Wegman is the creator of a new industry initiative called “New Ways of Working Together,” which aims at fostering better retailer-supplier collaboration. It evolved out of another Wegman program, the “New Generation Sales Call,” which focused on making supplier sales calls more productive and less beset by disruptions. The Sales Call program was based in part on data synchronization, an industry standard that Wegman’s Rochester, N.Y.-based chain has done more than practically any other food retailer to leverage and promote.

“Danny Wegman has been a tireless advocate for the value of global standards — especially data synchronization,” said Miguel Lopera, CEO, GS1 and GS1 US.

The New Ways initiative has over the course of the last several months grown rapidly into a global program that is being embraced by standards groups like GS1 US (see profile on Charles Lloyd, Page 74). Wegman was chairman of GS1 US until last December, and stepped down in May as chairman of GS1 US’ parent organization, GS1, Brussels.

Under New Ways, retailers and manufacturers establish consumer-focused common goals and agree on common ways to measure progress toward those goals. Wegmans has kick-started the program by collaborating with five suppliers: Coca-Cola, J.M. Smucker, Procter & Gamble, Kraft and Frito-Lay. “We’re not working with a lot of trading partners,” Wegman told SN. “To do this, a lot of changes have to go on internally and that’s what we’re doing now.”

Another industry issue Wegman is working on is food safety. He became chairman of the Food Marketing Institute’s food safety task force when it was formed in May of last year. This fall, FMI and GS1 US will be launching a new recall portal, which Wegman called a “big accomplishment.”

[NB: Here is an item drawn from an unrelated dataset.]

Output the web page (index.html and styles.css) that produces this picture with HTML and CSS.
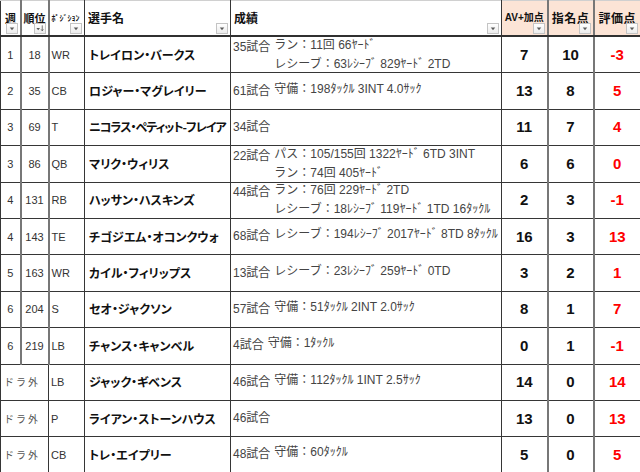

Traceability is another area the task force will address in concert with the Produce Marketing Association’s Traceability Initiative. “Produce concerns me the most,” he said. “It’s the one food people should eat a lot of.”

Wegmans, which had $4.5 billion in sales last year, attracted attention in February when it stopped selling cigarettes and other tobacco products. “We think the No. 1 thing we can do for our [employees] is to help them become healthier,” Wegman said. “So we didn’t think it made sense to sell [cigarettes].”